There was a queue for the till. All men. All single. All hot-faced. All carrying more than they came in for. Their arms were loaded with crap: Kangol jeans, Donnay socks (in packs of twelve), enormous Sports Direct mugs, Caterpillar work-boots and Liverpool FC wall clocks. The bloke behind me had one of those football team posters that are taken in an empty stadium in the sunny optimism of pre-season. (I love these posters. They go wildly out of date in next to no time and usually end up wrapped around the nearest dart board. He had a poster of the Arsenal team, blue sky, everybody smiling. I’m pretty sure Ashley Cole was on it.)
I queued in hot silence.
‘Would you like a special bag today?’ asked the till assistant in a chirpy register.
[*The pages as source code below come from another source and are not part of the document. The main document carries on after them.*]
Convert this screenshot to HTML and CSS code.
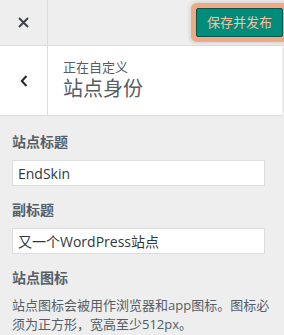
FILE: index.html
```html
<!DOCTYPE html>
<html lang="zh-CN">
<head>
  <meta charset="UTF-8">
  <meta name="viewport" content="width=device-width, initial-scale=1.0">
  <title>站点身份</title>
  <link rel="stylesheet" href="styles.css">
</head>
<body>

  <div class="header">
    <button class="btn-cerrar" aria-label="关闭">
      <svg width="11" height="11" viewBox="0 0 11 11">
        <path d="M1 1 L10 10 M10 1 L1 10" stroke="#3c434a" stroke-width="2" fill="none"/>
      </svg>
    </button>
    <button class="btn-publicar">保存并发布</button>
  </div>

  <div class="titulo">
    <button class="btn-volver" aria-label="返回">
      <svg width="8" height="12" viewBox="0 0 8 12">
        <path d="M6.5 1 L1.8 6 L6.5 11" stroke="#23282d" stroke-width="2" fill="none"/>
      </svg>
    </button>
    <div class="titulo-texto">
      <span class="titulo-sub">正在自定义</span>
      <span class="titulo-main">站点身份</span>
    </div>
  </div>

  <div class="contenido">
    <div class="campo">
      <label>站点标题</label>
      <input type="text" value="EndSkin">
    </div>
    <div class="campo">
      <label>副标题</label>
      <input type="text" value="又一个WordPress站点">
    </div>
    <div class="campo">
      <label>站点图标</label>
      <p class="descripcion">站点图标会被用作浏览器和app图标。图标必须为正方形，宽高至少512px。</p>
    </div>
  </div>

</body>
</html>
```

FILE: styles.css
```css
body {
  font-family: 'Open Sans', 'Noto Sans CJK SC', sans-serif;
  background: #eee;
  margin: 0;
  padding: 0;
  color: #555d66;
  overflow: hidden;
}

.header {
  display: flex;
  align-items: center;
  justify-content: space-between;
  height: 45px;
  border-bottom: 1px solid #ddd;
  background: #eee;
}

.btn-cerrar {
  width: 48px;
  height: 45px;
  border: none;
  border-right: 1px solid #ddd;
  background: transparent;
  padding: 0;
  display: flex;
  align-items: center;
  justify-content: center;
}

.btn-publicar {
  margin-right: 1px;
  height: 29px;
  padding: 0 10px;
  font-family: inherit;
  font-size: 13px;
  line-height: 27px;
  color: #f3c2a2;
  background: #008b7a;
  border: 1px solid #00574d;
  border-radius: 2px;
  box-shadow: 0 0 0 5px #f0a885, 0 0 4px 6px rgba(0,0,0,0.12);
}

.titulo {
  display: flex;
  background: white;
  border-bottom: 1px solid #ddd;
  margin-right: 2px;
}

.btn-volver {
  width: 48px;
  border: none;
  border-right: 1px solid #ddd;
  background: transparent;
  padding: 0;
  display: flex;
  align-items: center;
  justify-content: center;
}

.titulo-texto {
  display: flex;
  flex-direction: column;
  padding: 12px 15px 13px 15px;
}

.titulo-sub {
  font-size: 13px;
  line-height: 18px;
}

.titulo-main {
  font-size: 20px;
  line-height: 26px;
}

.contenido {
  padding: 16px 12px 0 12px;
}

.campo {
  margin-bottom: 14px;
}

label {
  display: block;
  font-size: 14px;
  font-weight: 600;
  line-height: 20px;
  margin-bottom: 8px;
}

input {
  box-sizing: border-box;
  width: 253px;
  height: 26px;
  padding: 0 5px;
  font-family: inherit;
  font-size: 14px;
  color: #32373c;
  background: white;
  border: 1px solid #ddd;
  border-radius: 0;
  outline: none;
}

.descripcion {
  margin: 0;
  font-size: 13px;
  line-height: 19px;
}
```
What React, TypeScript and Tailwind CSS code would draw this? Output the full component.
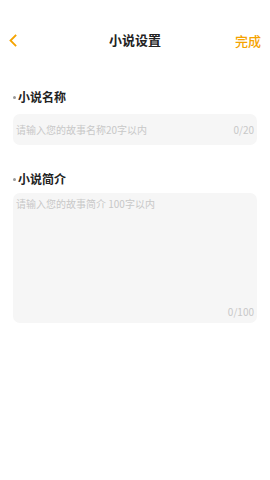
import React, { useState } from 'react';

const font = { fontFamily: '"Noto Sans CJK SC", "Noto Sans", sans-serif' };

function Label({ text }: { text: string }) {
  return (
    <div className="flex items-center h-[18px] pl-[13px]">
      <span className="w-[3px] h-[3px] rounded-full bg-[#999] mr-[2px]"></span>
      <span className="text-[12px] font-bold text-[#222] leading-none">{text}</span>
    </div>
  );
}

export default function App() {
  const [name, setName] = useState('');
  const [intro, setIntro] = useState('');

  return (
    <div className="w-[270px] h-[480px] bg-white" style={font}>
      <div className="h-[28px]"></div>
      <div className="relative flex items-center justify-center h-[24px]">
        <svg className="absolute left-[8px] top-[6px]" width="10" height="13" viewBox="0 0 10 13">
          <path d="M7.5 1.5 L2.5 6.5 L7.5 11.5" fill="none" stroke="#f5a300" strokeWidth="1.8" strokeLinecap="square" />
        </svg>
        <span className="text-[13px] font-bold text-[#222]">小说设置</span>
        <span className="absolute right-[9px] top-[3px] text-[13px] font-medium text-[#f5a300]">完成</span>
      </div>

      <div className="mt-[36px]">
        <Label text="小说名称" />
        <div className="mt-[8px] mx-[13px] h-[31px] rounded-[7px] bg-[#f6f6f6] flex items-center px-[3px]">
          <input
            value={name}
            onChange={(e) => setName(e.target.value)}
            maxLength={20}
            placeholder="请输入您的故事名称20字以内"
            className="flex-1 min-w-0 bg-transparent outline-none text-[10px] text-[#333] placeholder:text-[#c8c8c8]"
          />
          <span className="text-[10px] text-[#c8c8c8]">{name.length}/20</span>
        </div>
      </div>

      <div className="mt-[25px]">
        <Label text="小说简介" />
        <div className="relative mt-[5px] mx-[13px] h-[130px] rounded-[7px] bg-[#f6f6f6] px-[3px] pt-[4px]">
          <textarea
            value={intro}
            onChange={(e) => setIntro(e.target.value)}
            maxLength={100}
            placeholder="请输入您的故事简介 100字以内"
            className="w-full h-[100px] resize-none bg-transparent outline-none text-[10px] leading-[14px] text-[#333] placeholder:text-[#c8c8c8]"
          />
          <span className="absolute right-[3px] bottom-[4px] text-[10px] text-[#c8c8c8]">{intro.length}/100</span>
        </div>
      </div>
    </div>
  );
}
‘Special bag?’ I joked. ‘I’m not sure if I can cope with that kind of excitement.’
‘Would you like a special bag today?’ asked the till assistant in a familiar chirpy register.
‘Yes,’ I said, quietly, to clear up the matter once and for all. ‘What makes them special?’
‘Special bags,’ she said, ‘are a pound.’
I left the shop, into breathable air. I was monetarily poorer but two pairs of Slazenger jogging bottoms richer. I was ready for yoga. But was yoga ready for me? I may have had a special bag, but everything else about me screamed average.